26 Oct 2016
Les statues magiques de Maria, une vision surréaliste
Les amateurs d’arts plastiques sont à l’honneur cette semaine avec Abraxas ! Gros plan sur une artiste peu connue en Europe mais qui a marqué l’histoire de l’art brésilien et américain : Maria Martins. Nous la découvrons à travers ses « Statues magiques » * un ouvrage rare, présenté par messieurs André Breton et Michel Tapié.
Maria Carlos Martins Pereira de Souza, artiste avant-gardiste
De nationalité brésilienne, Maria de Lourdes Alves est née en 1894 à Capanha d’un père ministre et d’une mère pianiste. En 1926, elle prend le nom de son second mari et devient Maria Martins. En 1939, elle suit son époux ambassadeur aux États-Unis, à New York plus précisément. C’est dans cette ville que Maria Martins étudie les arts plastiques avec les sculpteurs Jacques Lipchitz et Stanley William Hayter. Deux ans plus tard, l’artiste expose pour la première fois son travail, sobrement intitulé « Maria », à la Galerie d’Art Corcoran de Washington. En 1943, la Galerie Valentine de New York, organise une double exposition, mettant en avant les travaux de Piet Mondrian et de Maria Martins. Cette dernière y fait d’ailleurs l’acquisition d’un des célèbres tableaux du peintre (« Broadway Boogie Woogie ») pour seulement 800$. Par la suite, elle fit don de l’œuvre au Musée d’Art Moderne.

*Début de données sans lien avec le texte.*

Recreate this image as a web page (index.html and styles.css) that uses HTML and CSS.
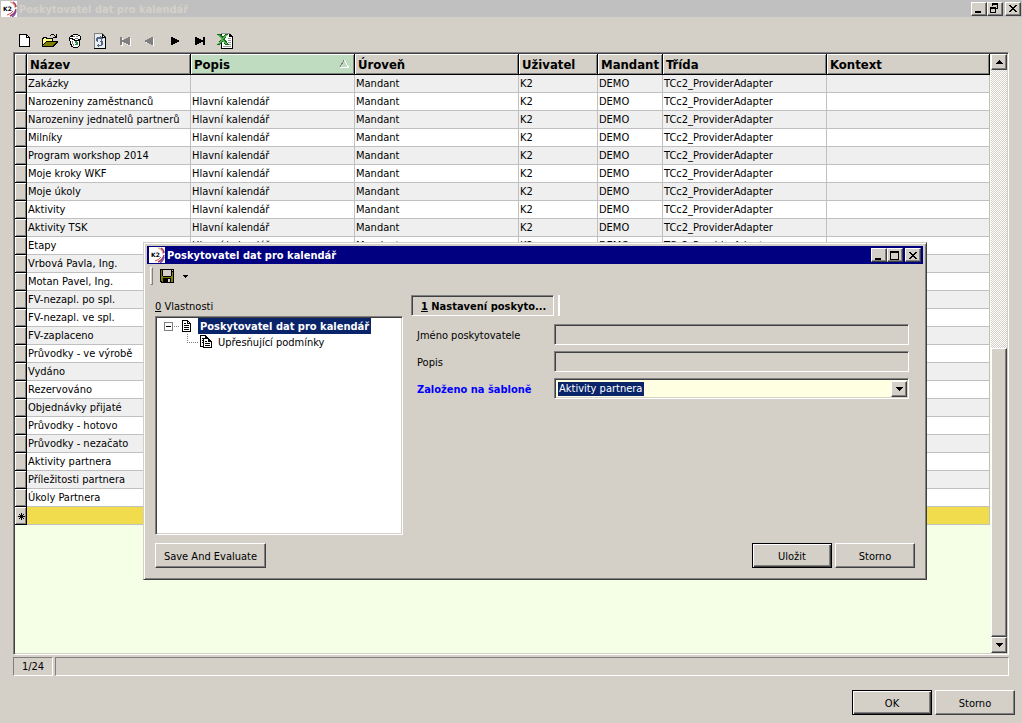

Maria Martins a également eu une liaison avec le célèbre artiste Marcel Duchamp (inventeur du ready-made) ; elle dura de 1946 à 1954. En 2009, les membres de la famille de la sculptrice brésilienne publient la correspondance des deux amants qui confirme que Maria Martins a servi de modèle pour le dernier chef-d’œuvre de Duchamp, une installation « voyeuriste » intitulée « Étant donnés« . En 1951, Maria Martins retourne dans son Brésil natal où elle participe à la création de la toute première édition de la Biennale d’Art de Sao Paulo. Elle décède en mars 1973, à Rio de Janeiro et restera connue pour ses sculptures modernes.
Le point de vue de Breton et Tapié
Dons l’ouvrage, plusieurs textes « illustrent » les œuvres de Maria Martins. On trouve tour à tour des propos recueillis lors de l’exposition de l’artiste à la Julien Levy Gallery de New York en 1947, des analyses surréalistes et même l’intégralité du texte que Maria a gravé en français sur des plaques de cuivre, à l’occasion d’une exposition à New York en 1946. Le tout sous le prisme littéraire, artistique et surréaliste d’André Breton, de Michel Tapié et de l’artiste elle-même. Pour rappel, le premier était écrivain, poète et critique, un des pères du surréalisme. Le second était critique d’art et s’est également essayé aux arts visuels et à la musique. Deux figures françaises de l’art toutes désignées pour présenter l’œuvre de Maria Martins.
Encore une fois, cet ouvrage est d’une extrême rareté, son tirage étant limité à seulement 350 exemplaires, tous numérotés (ici le n°171). Nous vous laissons maintenant avec quelques extraits des « Statues magiques de Maria ».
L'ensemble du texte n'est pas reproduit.